British consumers are likely to see their insurance premiums rise over the next few years after a landmark ruling from the European Court of Justice this week.  The Court has prohibited the use of gender in insurance underwriting, even though years of statistical evidence based on sex have a bearing on the size and frequency of claims.

Insurers prohibited from using gender in underwriting

Insurers frequently use gender as part of their underwriting criteria.  For example, car insurance tends to be cheaper for young women than young men as they are statistically far less likely to have an accident and make a claim.

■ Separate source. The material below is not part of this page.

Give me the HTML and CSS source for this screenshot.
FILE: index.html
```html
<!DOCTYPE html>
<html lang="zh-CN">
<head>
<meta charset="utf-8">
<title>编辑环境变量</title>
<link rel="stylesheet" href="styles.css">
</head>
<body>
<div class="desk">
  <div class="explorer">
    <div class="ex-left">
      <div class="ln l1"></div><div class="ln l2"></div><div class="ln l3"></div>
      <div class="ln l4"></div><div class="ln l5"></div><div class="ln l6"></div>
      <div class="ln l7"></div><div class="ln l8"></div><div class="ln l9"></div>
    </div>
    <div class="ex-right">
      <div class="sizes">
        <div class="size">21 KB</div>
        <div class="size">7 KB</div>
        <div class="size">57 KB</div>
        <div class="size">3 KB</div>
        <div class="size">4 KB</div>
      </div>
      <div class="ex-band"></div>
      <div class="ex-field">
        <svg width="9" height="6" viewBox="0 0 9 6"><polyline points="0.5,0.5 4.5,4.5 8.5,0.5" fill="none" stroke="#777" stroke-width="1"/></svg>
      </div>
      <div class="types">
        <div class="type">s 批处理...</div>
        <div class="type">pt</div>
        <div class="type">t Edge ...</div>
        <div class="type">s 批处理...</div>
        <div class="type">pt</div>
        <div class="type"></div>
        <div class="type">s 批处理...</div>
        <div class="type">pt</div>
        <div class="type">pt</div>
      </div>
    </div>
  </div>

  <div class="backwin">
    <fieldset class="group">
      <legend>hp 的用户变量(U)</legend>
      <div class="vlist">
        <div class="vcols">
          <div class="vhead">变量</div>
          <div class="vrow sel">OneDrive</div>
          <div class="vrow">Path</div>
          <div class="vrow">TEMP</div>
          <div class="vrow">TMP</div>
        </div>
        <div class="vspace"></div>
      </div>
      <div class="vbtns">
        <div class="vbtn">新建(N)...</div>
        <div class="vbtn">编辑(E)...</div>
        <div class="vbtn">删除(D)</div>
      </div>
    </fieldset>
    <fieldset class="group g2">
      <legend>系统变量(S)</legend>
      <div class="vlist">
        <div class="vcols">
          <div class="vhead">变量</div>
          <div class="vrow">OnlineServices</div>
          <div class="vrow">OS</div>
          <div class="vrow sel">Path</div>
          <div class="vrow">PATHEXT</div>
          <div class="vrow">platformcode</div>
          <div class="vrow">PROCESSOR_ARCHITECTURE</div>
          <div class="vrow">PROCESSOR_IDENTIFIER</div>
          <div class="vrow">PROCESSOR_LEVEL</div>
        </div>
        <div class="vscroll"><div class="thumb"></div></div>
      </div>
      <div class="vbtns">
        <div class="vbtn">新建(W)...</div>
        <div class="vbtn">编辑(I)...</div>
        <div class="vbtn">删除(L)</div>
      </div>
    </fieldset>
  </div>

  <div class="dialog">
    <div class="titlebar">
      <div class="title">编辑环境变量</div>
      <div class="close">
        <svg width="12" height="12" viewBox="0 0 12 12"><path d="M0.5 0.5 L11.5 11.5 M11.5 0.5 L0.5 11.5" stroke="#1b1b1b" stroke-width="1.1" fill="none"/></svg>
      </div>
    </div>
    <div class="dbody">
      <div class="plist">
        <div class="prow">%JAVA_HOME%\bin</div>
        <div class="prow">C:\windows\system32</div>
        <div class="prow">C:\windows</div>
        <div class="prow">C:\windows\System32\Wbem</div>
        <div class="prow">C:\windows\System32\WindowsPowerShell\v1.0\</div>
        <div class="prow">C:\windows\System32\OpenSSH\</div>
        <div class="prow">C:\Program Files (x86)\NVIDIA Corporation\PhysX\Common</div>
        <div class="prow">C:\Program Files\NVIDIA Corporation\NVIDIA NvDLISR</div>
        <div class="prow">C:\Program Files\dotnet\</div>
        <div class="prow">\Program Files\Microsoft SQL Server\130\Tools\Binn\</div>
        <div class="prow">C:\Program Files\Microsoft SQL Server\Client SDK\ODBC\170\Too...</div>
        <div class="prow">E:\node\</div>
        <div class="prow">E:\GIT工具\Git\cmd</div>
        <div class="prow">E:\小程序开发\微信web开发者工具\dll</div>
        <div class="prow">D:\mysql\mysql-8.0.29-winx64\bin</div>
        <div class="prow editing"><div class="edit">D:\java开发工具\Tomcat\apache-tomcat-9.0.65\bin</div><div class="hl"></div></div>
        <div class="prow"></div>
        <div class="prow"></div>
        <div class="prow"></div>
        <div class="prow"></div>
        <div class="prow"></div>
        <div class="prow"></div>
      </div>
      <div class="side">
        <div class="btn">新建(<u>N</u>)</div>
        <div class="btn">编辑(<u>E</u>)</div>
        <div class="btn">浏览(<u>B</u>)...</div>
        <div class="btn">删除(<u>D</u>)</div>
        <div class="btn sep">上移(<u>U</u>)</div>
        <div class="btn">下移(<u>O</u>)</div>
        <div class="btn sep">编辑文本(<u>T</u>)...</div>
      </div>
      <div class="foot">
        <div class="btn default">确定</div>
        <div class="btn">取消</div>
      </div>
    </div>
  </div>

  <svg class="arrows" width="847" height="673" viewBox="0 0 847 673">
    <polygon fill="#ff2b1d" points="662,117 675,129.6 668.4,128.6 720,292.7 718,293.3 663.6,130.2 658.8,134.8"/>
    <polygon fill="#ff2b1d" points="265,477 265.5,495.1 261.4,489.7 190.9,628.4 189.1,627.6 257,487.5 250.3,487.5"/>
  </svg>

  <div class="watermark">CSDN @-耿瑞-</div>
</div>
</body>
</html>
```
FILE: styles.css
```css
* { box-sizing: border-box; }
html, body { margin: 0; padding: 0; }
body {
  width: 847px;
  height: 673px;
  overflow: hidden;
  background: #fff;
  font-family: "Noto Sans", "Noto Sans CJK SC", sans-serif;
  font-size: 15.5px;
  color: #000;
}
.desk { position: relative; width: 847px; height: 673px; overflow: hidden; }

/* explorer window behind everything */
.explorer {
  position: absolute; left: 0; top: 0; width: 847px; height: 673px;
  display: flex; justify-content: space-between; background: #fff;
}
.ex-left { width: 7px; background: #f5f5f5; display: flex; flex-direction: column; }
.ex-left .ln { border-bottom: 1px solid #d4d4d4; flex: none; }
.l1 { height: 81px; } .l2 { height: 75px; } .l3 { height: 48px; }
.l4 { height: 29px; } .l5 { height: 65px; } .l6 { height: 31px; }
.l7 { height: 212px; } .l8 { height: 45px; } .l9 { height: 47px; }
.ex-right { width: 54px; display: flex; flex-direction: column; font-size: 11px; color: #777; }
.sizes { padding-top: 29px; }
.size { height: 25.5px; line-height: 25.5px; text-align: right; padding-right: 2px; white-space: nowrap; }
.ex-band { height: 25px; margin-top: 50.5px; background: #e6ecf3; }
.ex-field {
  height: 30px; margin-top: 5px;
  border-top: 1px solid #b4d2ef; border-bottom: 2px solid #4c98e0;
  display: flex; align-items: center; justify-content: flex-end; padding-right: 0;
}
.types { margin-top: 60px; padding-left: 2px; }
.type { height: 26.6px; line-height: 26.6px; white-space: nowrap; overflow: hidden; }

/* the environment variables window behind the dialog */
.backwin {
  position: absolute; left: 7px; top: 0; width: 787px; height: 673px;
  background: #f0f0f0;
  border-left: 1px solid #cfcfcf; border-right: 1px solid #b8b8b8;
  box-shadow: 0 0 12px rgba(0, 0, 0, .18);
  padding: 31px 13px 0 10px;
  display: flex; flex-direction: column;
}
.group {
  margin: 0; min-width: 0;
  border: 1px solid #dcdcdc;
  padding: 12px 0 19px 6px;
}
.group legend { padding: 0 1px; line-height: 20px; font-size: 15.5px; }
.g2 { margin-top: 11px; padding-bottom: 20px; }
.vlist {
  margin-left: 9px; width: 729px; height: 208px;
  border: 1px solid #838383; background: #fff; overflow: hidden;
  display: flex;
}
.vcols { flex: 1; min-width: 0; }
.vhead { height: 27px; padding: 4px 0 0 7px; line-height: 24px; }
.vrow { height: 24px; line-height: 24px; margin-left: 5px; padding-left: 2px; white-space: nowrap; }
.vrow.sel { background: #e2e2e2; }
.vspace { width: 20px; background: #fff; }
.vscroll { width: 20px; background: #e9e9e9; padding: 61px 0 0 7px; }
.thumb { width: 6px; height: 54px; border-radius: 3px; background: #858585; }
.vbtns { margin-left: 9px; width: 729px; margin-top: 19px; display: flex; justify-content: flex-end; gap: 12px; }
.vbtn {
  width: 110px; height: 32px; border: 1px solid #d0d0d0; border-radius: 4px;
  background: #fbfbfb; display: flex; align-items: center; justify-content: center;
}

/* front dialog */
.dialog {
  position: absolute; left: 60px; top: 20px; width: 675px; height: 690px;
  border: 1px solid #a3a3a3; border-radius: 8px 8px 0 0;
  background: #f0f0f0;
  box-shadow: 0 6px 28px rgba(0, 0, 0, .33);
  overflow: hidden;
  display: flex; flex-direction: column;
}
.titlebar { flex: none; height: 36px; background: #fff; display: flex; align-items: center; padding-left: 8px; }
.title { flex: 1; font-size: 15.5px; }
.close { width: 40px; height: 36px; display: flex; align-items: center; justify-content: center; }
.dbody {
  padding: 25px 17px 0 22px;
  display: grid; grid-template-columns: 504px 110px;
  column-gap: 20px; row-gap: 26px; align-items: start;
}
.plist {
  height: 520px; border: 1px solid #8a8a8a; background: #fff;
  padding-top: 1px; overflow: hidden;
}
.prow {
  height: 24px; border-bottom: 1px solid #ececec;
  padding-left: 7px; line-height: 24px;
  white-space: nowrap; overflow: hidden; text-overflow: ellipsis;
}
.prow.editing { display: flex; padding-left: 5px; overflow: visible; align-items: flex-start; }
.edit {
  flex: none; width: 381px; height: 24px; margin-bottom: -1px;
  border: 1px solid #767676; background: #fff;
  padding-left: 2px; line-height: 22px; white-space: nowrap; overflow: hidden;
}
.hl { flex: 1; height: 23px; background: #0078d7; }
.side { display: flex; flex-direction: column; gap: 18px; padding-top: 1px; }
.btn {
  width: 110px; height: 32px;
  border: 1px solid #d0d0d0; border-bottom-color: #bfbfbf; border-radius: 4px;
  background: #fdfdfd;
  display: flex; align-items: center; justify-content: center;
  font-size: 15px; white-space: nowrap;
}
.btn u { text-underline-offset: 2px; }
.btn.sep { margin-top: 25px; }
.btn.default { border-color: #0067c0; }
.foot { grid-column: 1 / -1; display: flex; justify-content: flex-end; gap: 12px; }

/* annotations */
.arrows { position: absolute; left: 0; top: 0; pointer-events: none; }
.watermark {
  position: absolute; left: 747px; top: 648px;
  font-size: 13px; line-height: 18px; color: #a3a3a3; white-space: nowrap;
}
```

Maggie Craig, acting director general for the Association of British Insurers, said: “This gender ban is disappointing news for UK consumers and something the UK insurance industry has fought against for the last decade. The judgment ignores the fact that taking a person’s gender into account, where relevant to the risk, enables men and women alike to get a more accurate price for their insurance.”

Life assurance, pension annuities and car insurance are likely to be most affected.

Insurance premiums set to rise

The Guardian reports that ‘car insurance premiums for women under the age of 25 are expected to rise by an average of 25 per cent by the end of 2012, but by up to 60 per cent for the youngest drivers’.  This could mean that young women may pay up to an additional £500-£1,000 a year for their motor insurance.

The AA warned that, following the European ruling, many insurers will find the young driver market ‘too risky’ and pull out altogether, resulting in increased prices for everyone.   BIBA, the British Insurance Brokers’ Association, said: “Effectively, females will now pay a cross-subsidy for males on their insurance premiums.”